Las perjudiciales conquistas del estatismo
El Estado es un mal necesario: sus poderes no deben multiplicarse más allá de lo necesario.- Karl R. Popper
Cualquier crecimiento del Estado es nocivo para la libertad. Su presencia tiene que estar condicionada al respeto a los individuos. No ha nacido para mortificarlos, sino con el fin de favorecerlos durante su existencia. En este sentido, las molestias que les cause deben ser minúsculas. Lo ideal es que sus mecanismos se activen de manera supletoria. Las insuficiencias que se notan en una convivencia natural motivan su creación. Mediante convenios libres de coerción, somos quienes le fijan límites y objetivos a conseguir. Ello vuelve obligatorio que seamos cautelosos cuando precisemos sus atribuciones; las exageraciones pueden dañarnos gravemente. Al ampliarle las potestades, reducimos nuestra esfera de acción, perturbando la única soberanía que debe ser defendida con intransigencia. Recordemos que, para lograr las metas encargadas por los ciudadanos, aquél cuenta con la fuerza pública; en consecuencia, sus abusos son muy peligrosos.
En política, de acuerdo con Jonathan Wolff, un filósofo debe reflexionar acerca del balance correcto entre autonomía y autoridad. Resulta fundamental saber hasta dónde un gobernante puede actuar. Realizada esta delimitación, las arbitrariedades son percibidas sin problema. Las dudas al respecto facilitan la llegada de los abusos. Al menos entre personas que repelen el contacto con cretinos, discutir sobre las atribuciones de la Administración Pública en nuestras vidas será siempre beneficioso. Los territorios que se conquista para dicha del fisco, al margen de revelar desconfianza en el individuo, evidencian un retroceso manifiestamente censurable. Por supuesto, preconizar una intervención mínima es un deber que cabe cumplir entretanto se aspire a no ser siervo. La expansión de los sectores en donde no tiene lugar el arbitrio del funcionario es, con seguridad, un desafío que nos incumbe.
Considero que permitir el avance del poder estatal sobre la libertad de conciencia, pensamiento y expresión es inadmisible. La melopea del abuso que se hace de aquélla revela cuán falsa es una convicción democrática. Esta forma de gobierno se alimenta del debate que los hombres consuman. Vetar que se planteen ciertos temas, sin importar su clase, no merece nuestro respaldo.
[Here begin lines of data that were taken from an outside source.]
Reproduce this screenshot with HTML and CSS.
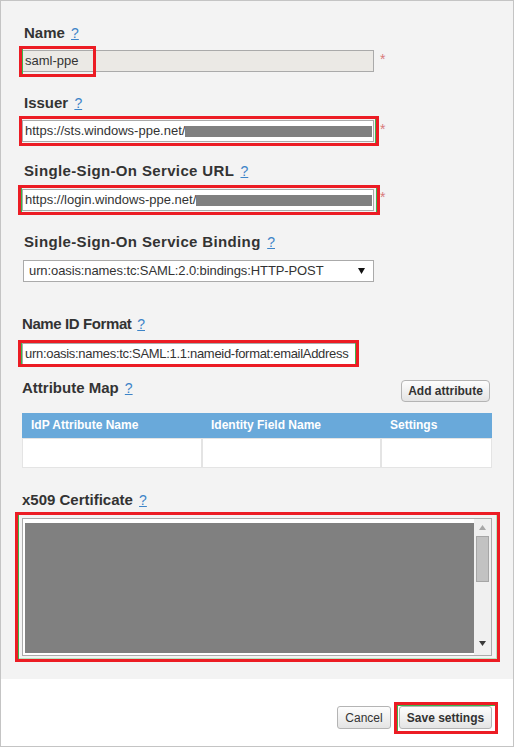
FILE: index.html
```html
<!DOCTYPE html>
<html lang="en">
<head>
<meta charset="utf-8">
<title>SAML settings</title>
<link rel="stylesheet" href="styles.css">
</head>
<body>
<div class="panel">
  <div class="form">
    <div class="field f-name">
      <div class="lbl">Name <a class="help" href="#">?</a></div>
      <div class="row">
        <div class="inp-wrap">
          <div class="inp inp-disabled"><span class="val">saml-ppe</span></div>
          <span class="hl hl-name"></span>
        </div>
        <span class="req">*</span>
      </div>
    </div>

    <div class="field f-issuer">
      <div class="lbl">Issuer <a class="help" href="#">?</a></div>
      <div class="row">
        <div class="inp-wrap">
          <div class="inp"><span class="val">https://sts.windows-ppe.net/</span><span class="redact"></span></div>
          <span class="hl hl-issuer"></span>
        </div>
        <span class="req">*</span>
      </div>
    </div>

    <div class="field f-sso">
      <div class="lbl lbl-wide lbl-10">Single-Sign-On Service URL <a class="help" href="#">?</a></div>
      <div class="row">
        <div class="inp-wrap">
          <div class="inp"><span class="val">https://login.windows-ppe.net/</span><span class="redact"></span></div>
          <span class="hl hl-sso"></span>
        </div>
        <span class="req req-low">*</span>
      </div>
    </div>

    <div class="field f-binding">
      <div class="lbl lbl-wide lbl-10">Single-Sign-On Service Binding <a class="help" href="#">?</a></div>
      <div class="select">
        <span class="val">urn:oasis:names:tc:SAML:2.0:bindings:HTTP-POST</span>
        <svg class="caret" width="7" height="6" viewBox="0 0 7 6"><polygon points="0,0 7,0 3.5,6" fill="#111"/></svg>
      </div>
    </div>

    <div class="field f-nameid">
      <div class="lbl lbl-low lbl-narrow lbl-11">Name ID Format <a class="help" href="#">?</a></div>
      <div class="inp-wrap">
        <div class="inp inp-nameid"><span class="val">urn:oasis:names:tc:SAML:1.1:nameid-format:emailAddress</span></div>
        <span class="hl hl-nameid"></span>
      </div>
    </div>

    <div class="field f-attr">
      <div class="attr-head">
        <div class="lbl lbl-low">Attribute Map <a class="help" href="#">?</a></div>
        <button class="btn btn-add" type="button">Add attribute</button>
      </div>
      <div class="tbl">
        <div class="th">IdP Attribute Name</div>
        <div class="th">Identity Field Name</div>
        <div class="th">Settings</div>
        <div class="td"></div>
        <div class="td"></div>
        <div class="td"></div>
      </div>
    </div>

    <div class="field f-cert">
      <div class="lbl lbl-low lbl-10">x509 Certificate <a class="help" href="#">?</a></div>
      <div class="inp-wrap">
        <div class="cert">
          <div class="cert-body"><div class="cert-fill"></div></div>
          <div class="sbar">
            <svg class="arr-up" width="7" height="5" viewBox="0 0 7 5"><polygon points="3.5,0 7,5 0,5" fill="#a8a8a8"/></svg>
            <div class="thumb"></div>
            <svg class="arr-down" width="7" height="5" viewBox="0 0 7 5"><polygon points="0,0 7,0 3.5,5" fill="#3a3a3a"/></svg>
          </div>
        </div>
        <span class="hl hl-cert"></span>
      </div>
    </div>
  </div>

  <div class="footer">
    <button class="btn btn-cancel" type="button">Cancel</button>
    <div class="inp-wrap">
      <button class="btn btn-save" type="button">Save settings</button>
      <span class="hl hl-save"></span>
    </div>
  </div>
</div>
</body>
</html>
```

FILE: styles.css
```css
* { box-sizing: border-box; }

html, body {
  margin: 0;
  padding: 0;
  background: #ffffff;
}

body {
  font-family: "Liberation Sans", Arial, sans-serif;
  color: #333333;
}

.panel {
  width: 514px;
  height: 747px;
  border: 1px solid #c4c4c4;
  display: flex;
  flex-direction: column;
}

.form {
  background: #f3f3f3;
  padding: 23px 21px 23px 21px;
}

.field { margin-bottom: 22px; }
.f-issuer { margin-bottom: 20px; }
.f-binding { margin-bottom: 33px; }
.f-nameid { margin-bottom: 14px; }
.f-attr { margin-bottom: 23px; }
.f-cert { margin-bottom: 0; }

.lbl {
  font-size: 15px;
  font-weight: bold;
  height: 17px;
  line-height: 17px;
  color: #333333;
  padding-left: 2px;
  margin-bottom: 9px;
  white-space: nowrap;
}
.lbl-wide { letter-spacing: 0.36px; }
.lbl-narrow { letter-spacing: -0.4px; }
.lbl-low { padding-left: 0; }
.lbl-10 { margin-bottom: 10px; }
.lbl-11 { margin-bottom: 11px; }

.help {
  font-size: 14px;
  line-height: 14px;
  font-weight: normal;
  letter-spacing: 0;
  color: #3d84c8;
  text-decoration: underline;
  margin-left: 2px;
}

.row {
  display: flex;
  align-items: flex-start;
}

.inp-wrap {
  position: relative;
  display: block;
  width: fit-content;
}

.inp {
  width: 352px;
  height: 22px;
  border: 1px solid #aaaaaa;
  background: #ffffff;
  font-size: 13px;
  line-height: 20px;
  padding: 0 0 0 2px;
  display: flex;
  align-items: center;
  white-space: nowrap;
  overflow: hidden;
  color: #333333;
}

.inp-disabled { background: #ebe9e5; }

.inp-nameid {
  width: 335px;
  letter-spacing: -0.3px;
}

.redact {
  flex: 1;
  height: 11px;
  background: #808080;
  margin-right: 1px;
}

.req {
  font-size: 14px;
  line-height: 18px;
  color: #d87a7a;
  margin-left: 6px;
}
.req-low { line-height: 17px; }

.hl {
  position: absolute;
  border: 3px solid #ec1c24;
  pointer-events: none;
}
.hl-name { left: -3px; top: -4px; width: 77px; height: 31px; box-shadow: inset 1px 0 0 #3cb44b; }
.hl-issuer { left: -3px; top: -4px; right: -5px; bottom: -4px; box-shadow: inset -1px 0 0 #3cb44b; }
.hl-sso { left: -4px; top: -4px; right: -6px; bottom: -4px; box-shadow: inset 1px 0 0 #3cb44b, inset -1px 0 0 #3cb44b; }
.hl-nameid { left: -4px; top: -3px; right: -2px; bottom: -2px; box-shadow: inset 1px 0 0 #3cb44b, inset -1px 0 0 #3cb44b; }
.hl-cert { left: -7px; top: -6px; right: -8px; bottom: -6px; box-shadow: inset 1px 0 0 #3cb44b, inset -1px -1px 0 #b5e6bf; }
.hl-save { left: -5px; top: -4px; right: -6px; bottom: -5px; box-shadow: inset 0 1px 0 #3cb44b, inset 1px 0 0 #3cb44b; }

.select {
  width: 351px;
  height: 22px;
  margin-left: 1px;
  border: 1px solid #aaaaaa;
  background: #ffffff;
  font-size: 13px;
  line-height: 20px;
  padding: 0 8px 0 5px;
  display: flex;
  align-items: center;
  justify-content: space-between;
  color: #333333;
  letter-spacing: -0.1px;
  white-space: nowrap;
}

.caret { display: block; }

.attr-head {
  width: 470px;
  height: 23px;
  display: flex;
  justify-content: space-between;
  align-items: flex-start;
  margin-bottom: 11px;
}
.attr-head .lbl { margin-bottom: 0; }

.btn {
  font-family: "Liberation Sans", Arial, sans-serif;
  font-size: 12px;
  color: #333333;
  border: 1px solid #b4b4b4;
  border-radius: 4px;
  background: linear-gradient(#fdfdfd, #e4e4e4);
  padding: 0;
  margin: 0;
  display: block;
}

.btn-add {
  width: 89px;
  height: 22px;
  margin-top: 1px;
  margin-right: 2px;
  font-weight: bold;
}

.tbl {
  width: 470px;
  display: grid;
  grid-template-columns: 180px 179px 111px;
}

.th {
  background: #69a9da;
  color: #ffffff;
  font-size: 12px;
  font-weight: bold;
  height: 25px;
  line-height: 25px;
  padding-left: 9px;
}

.td {
  background: #ffffff;
  height: 30px;
  border: 1px solid #e4e4e4;
}

.cert {
  width: 470px;
  height: 138px;
  border: 1px solid #ababab;
  display: flex;
  background: #ffffff;
}

.cert-body {
  flex: 1;
  padding: 4px 0 2px 2px;
}

.cert-fill {
  height: 100%;
  background: #808080;
}

.sbar {
  width: 17px;
  background: #f0f0f0;
  display: flex;
  flex-direction: column;
  align-items: center;
}

.arr-up { margin-top: 6px; display: block; }

.thumb {
  width: 13px;
  height: 46px;
  margin-top: 6px;
  background: #c2c2c2;
  border: 1px solid #a6a6a6;
}

.arr-down { margin-top: auto; margin-bottom: 9px; display: block; }

.footer {
  flex: 1;
  background: #ffffff;
  display: flex;
  justify-content: flex-end;
  align-items: flex-start;
  padding: 27px 21px 0 0;
  gap: 8px;
}

.btn-cancel {
  width: 54px;
  height: 23px;
  border-radius: 3px;
}

.btn-save {
  width: 93px;
  height: 23px;
  border-radius: 3px;
  font-weight: bold;
}
```
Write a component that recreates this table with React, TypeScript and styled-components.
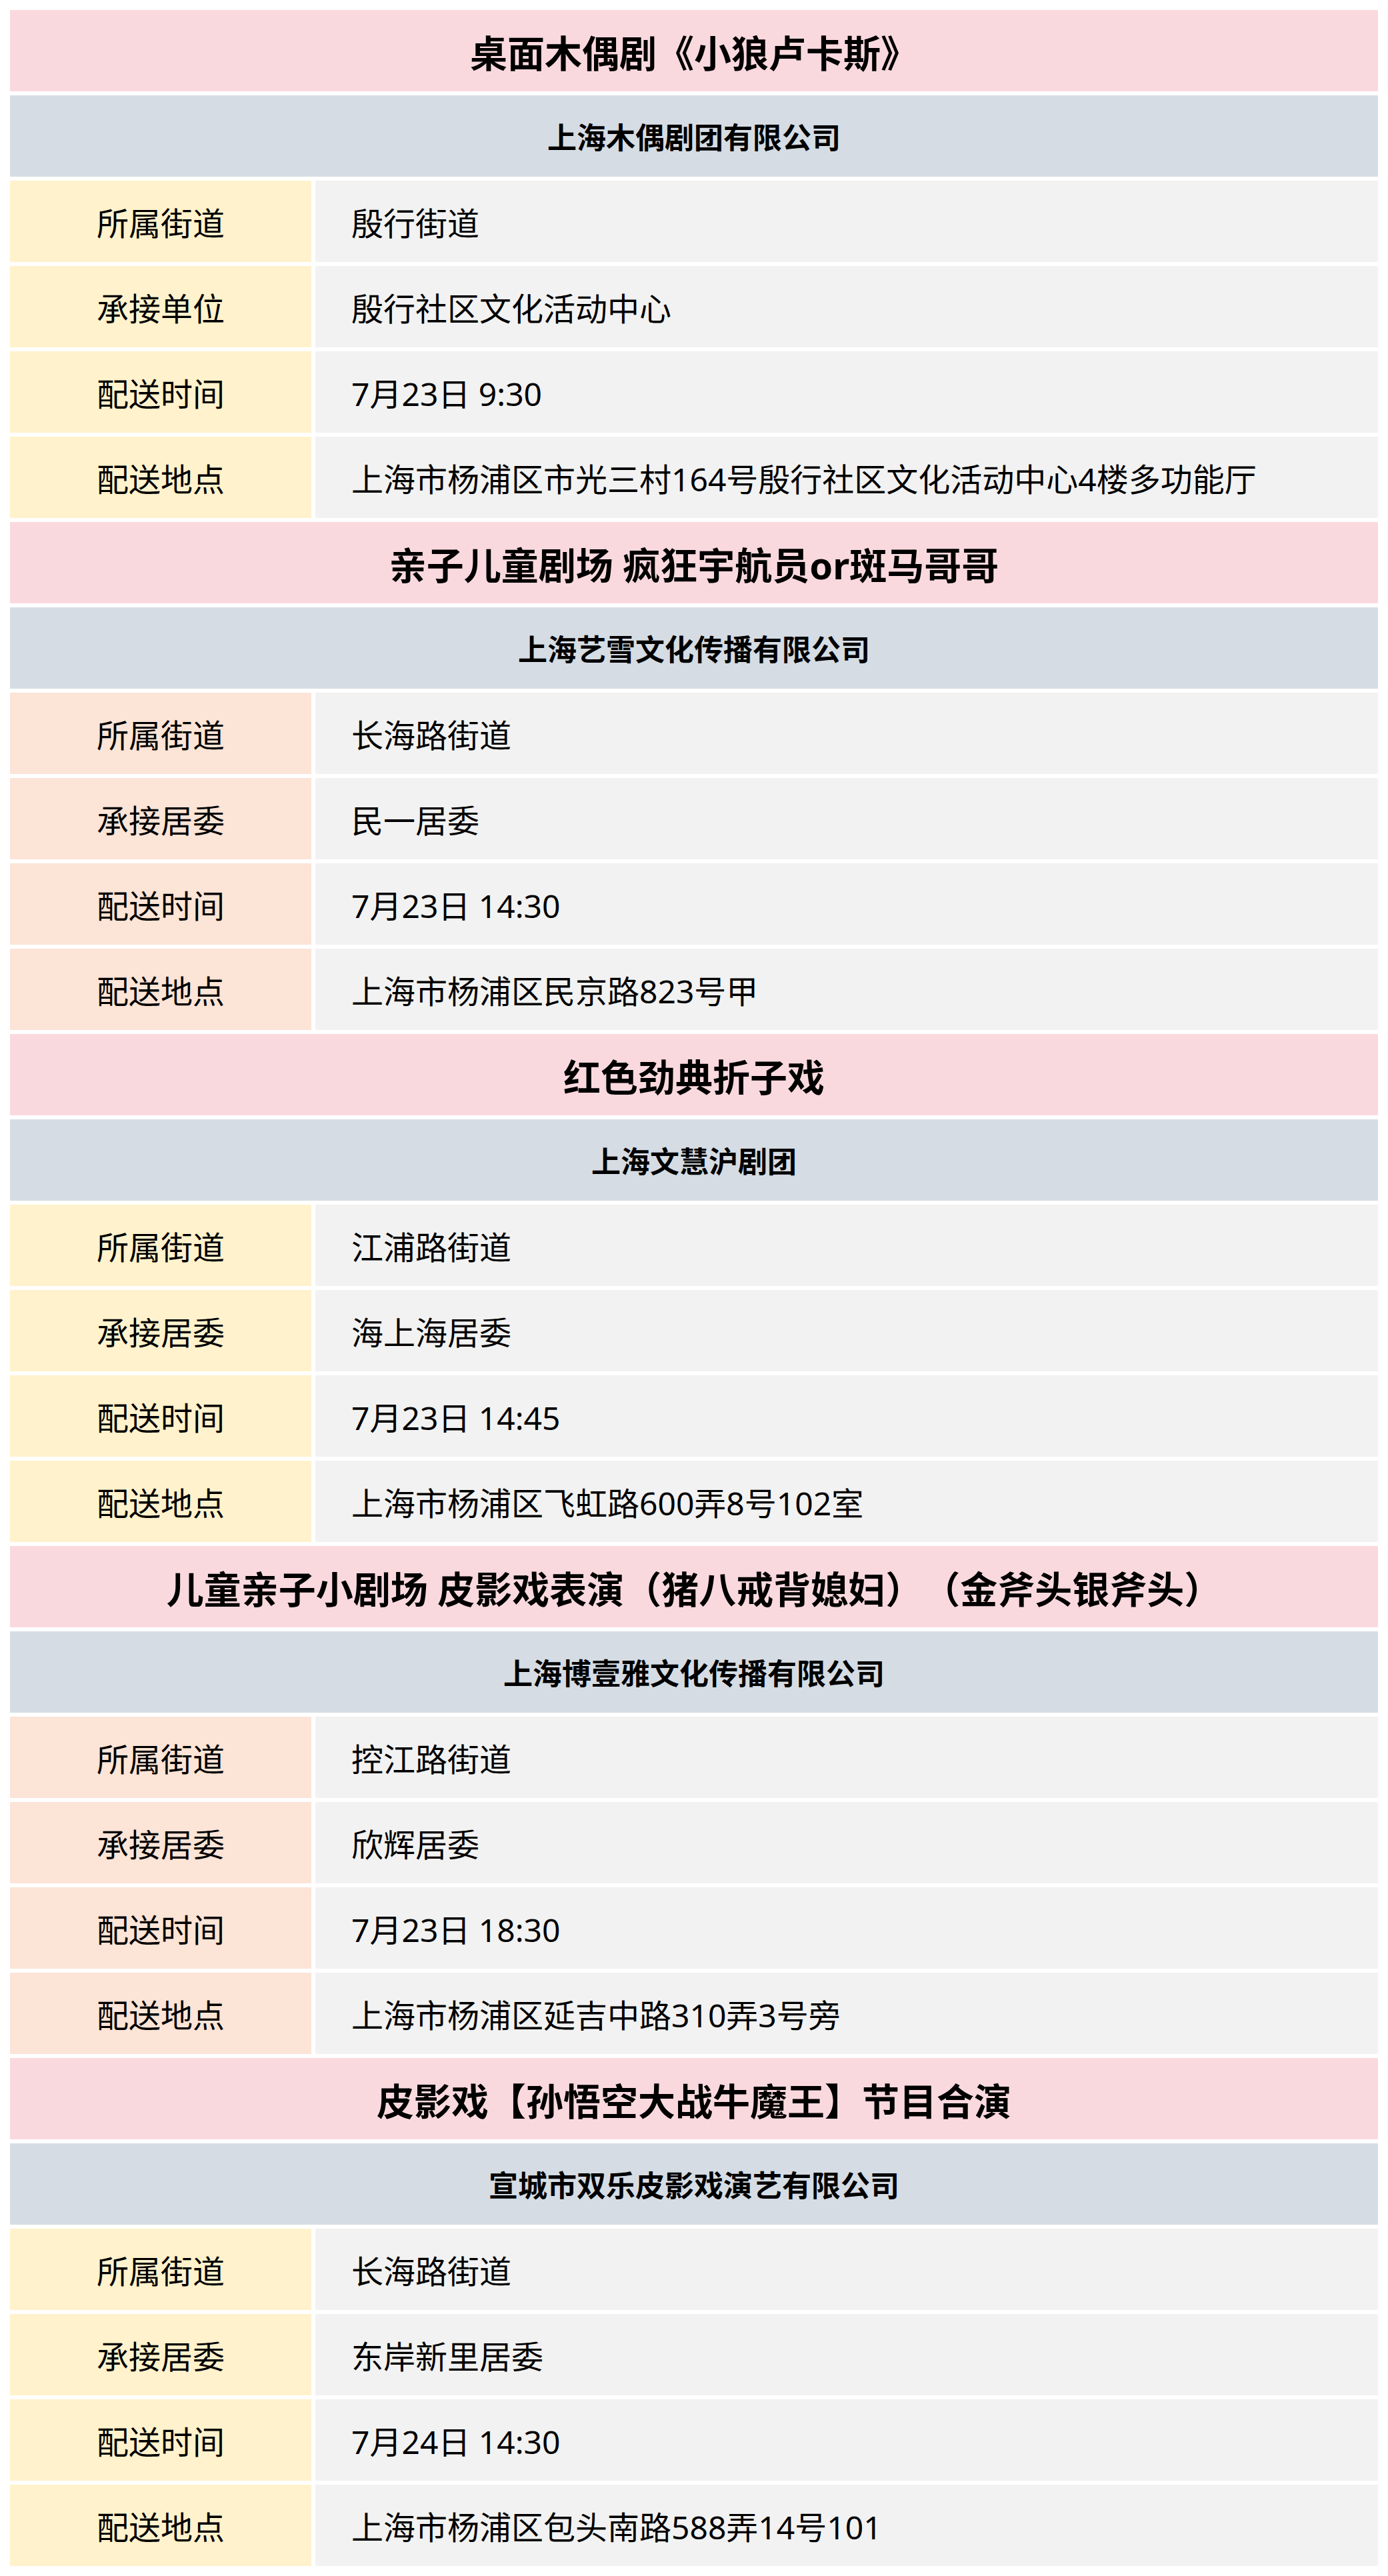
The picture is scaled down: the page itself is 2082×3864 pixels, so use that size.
import React from 'react';
import styled, { createGlobalStyle } from 'styled-components';

const GlobalStyle = createGlobalStyle`
  html, body {
    margin: 0;
    padding: 0;
    background: #ffffff;
  }
  body {
    font-family: "Noto Sans", "Noto Sans CJK SC", sans-serif;
    color: #000000;
    text-spacing-trim: space-all;
  }
`;

type Tone = 'yellow' | 'peach';

interface Show {
  title: string;
  company: string;
  tone: Tone;
  rows: [string, string][];
}

const shows: Show[] = [
  {
    title: '桌面木偶剧《小狼卢卡斯》',
    company: '上海木偶剧团有限公司',
    tone: 'yellow',
    rows: [
      ['所属街道', '殷行街道'],
      ['承接单位', '殷行社区文化活动中心'],
      ['配送时间', '7月23日 9:30'],
      ['配送地点', '上海市杨浦区市光三村164号殷行社区文化活动中心4楼多功能厅'],
    ],
  },
  {
    title: '亲子儿童剧场 疯狂宇航员or斑马哥哥',
    company: '上海艺雪文化传播有限公司',
    tone: 'peach',
    rows: [
      ['所属街道', '长海路街道'],
      ['承接居委', '民一居委'],
      ['配送时间', '7月23日 14:30'],
      ['配送地点', '上海市杨浦区民京路823号甲'],
    ],
  },
  {
    title: '红色劲典折子戏',
    company: '上海文慧沪剧团',
    tone: 'yellow',
    rows: [
      ['所属街道', '江浦路街道'],
      ['承接居委', '海上海居委'],
      ['配送时间', '7月23日 14:45'],
      ['配送地点', '上海市杨浦区飞虹路600弄8号102室'],
    ],
  },
  {
    title: '儿童亲子小剧场 皮影戏表演（猪八戒背媳妇）（金斧头银斧头）',
    company: '上海博壹雅文化传播有限公司',
    tone: 'peach',
    rows: [
      ['所属街道', '控江路街道'],
      ['承接居委', '欣辉居委'],
      ['配送时间', '7月23日 18:30'],
      ['配送地点', '上海市杨浦区延吉中路310弄3号旁'],
    ],
  },
  {
    title: '皮影戏【孙悟空大战牛魔王】节目合演',
    company: '宣城市双乐皮影戏演艺有限公司',
    tone: 'yellow',
    rows: [
      ['所属街道', '长海路街道'],
      ['承接居委', '东岸新里居委'],
      ['配送时间', '7月24日 14:30'],
      ['配送地点', '上海市杨浦区包头南路588弄14号101'],
    ],
  },
];

const toneColors: Record<Tone, string> = {
  yellow: '#fff2cc',
  peach: '#fce4d6',
};

const Page = styled.main`
  display: flex;
  flex-direction: column;
  gap: 6px;
  padding: 15px;
`;

const TitleRow = styled.div`
  height: 122px;
  display: flex;
  align-items: center;
  justify-content: center;
  background: #f9d9de;
  font-size: 56px;
  font-weight: 700;
  white-space: nowrap;
  text-spacing-trim: space-all;
`;

const CompanyRow = styled.div`
  height: 122px;
  display: flex;
  align-items: center;
  justify-content: center;
  background: #d5dce4;
  font-size: 44px;
  font-weight: 700;
  white-space: nowrap;
`;

const InfoRow = styled.div`
  height: 122px;
  display: grid;
  grid-template-columns: 452px 1fr;
  gap: 6px;
`;

const LabelCell = styled.div<{ $tone: Tone }>`
  display: flex;
  align-items: center;
  justify-content: center;
  background: ${({ $tone }) => toneColors[$tone]};
  font-size: 48px;
  white-space: nowrap;
`;

const ValueCell = styled.div`
  display: flex;
  align-items: center;
  padding-left: 54px;
  background: #f2f2f2;
  font-size: 48px;
  white-space: nowrap;
`;

export default function App() {
  return (
    <>
      <GlobalStyle />
      <Page>
        {shows.map((show) => (
          <React.Fragment key={show.title}>
            <TitleRow>{show.title}</TitleRow>
            <CompanyRow>{show.company}</CompanyRow>
            {show.rows.map(([label, value]) => (
              <InfoRow key={label}>
                <LabelCell $tone={show.tone}>{label}</LabelCell>
                <ValueCell>{value}</ValueCell>
              </InfoRow>
            ))}
          </React.Fragment>
        ))}
      </Page>
    </>
  );
}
Yo me inclino por una exposición racional de los argumentos, exenta del mal gusto que nos acosa incesantemente; no obstante, en cuanto a su concepción, estimo que proteger las tonterías es también necesario. No compete al Estado penalizar las estupideces políticas, religiosas o raciales que, con variadas intenciones, sean pregonadas por los sujetos. Una sociedad que sea madura debe excluir a esos idiotas sin incidir en suplicaciones administrativas.
Cuando la burocracia decide regir los destinos de una unidad productiva, las desventuras no demoran en presentarse. No cambia nada si afirman que se buscará algo tan ambiguo como la justicia social. Antes y después de terminar con la competencia, pues ésta es su máxima pretensión, las compañías del Estado nos brindarán siempre lo peor. Son innumerables las catástrofes que se dieron en ese campo, por lo cual los nuevos intentos revelan una pavorosa estulticia. A propósito, prefiero un empresario inepto, pero capaz de financiar sus propios fracasos, a una aventura del Estado en la que se malgasten recursos aportados por todos los ciudadanos. La subvención de proyectos tan patrioteros cuanto inviables es un ataque al individuo que, como muchos mortales, nunca imaginó contribuir a esos disparates del izquierdismo.
El autor es escritor, político y abogado.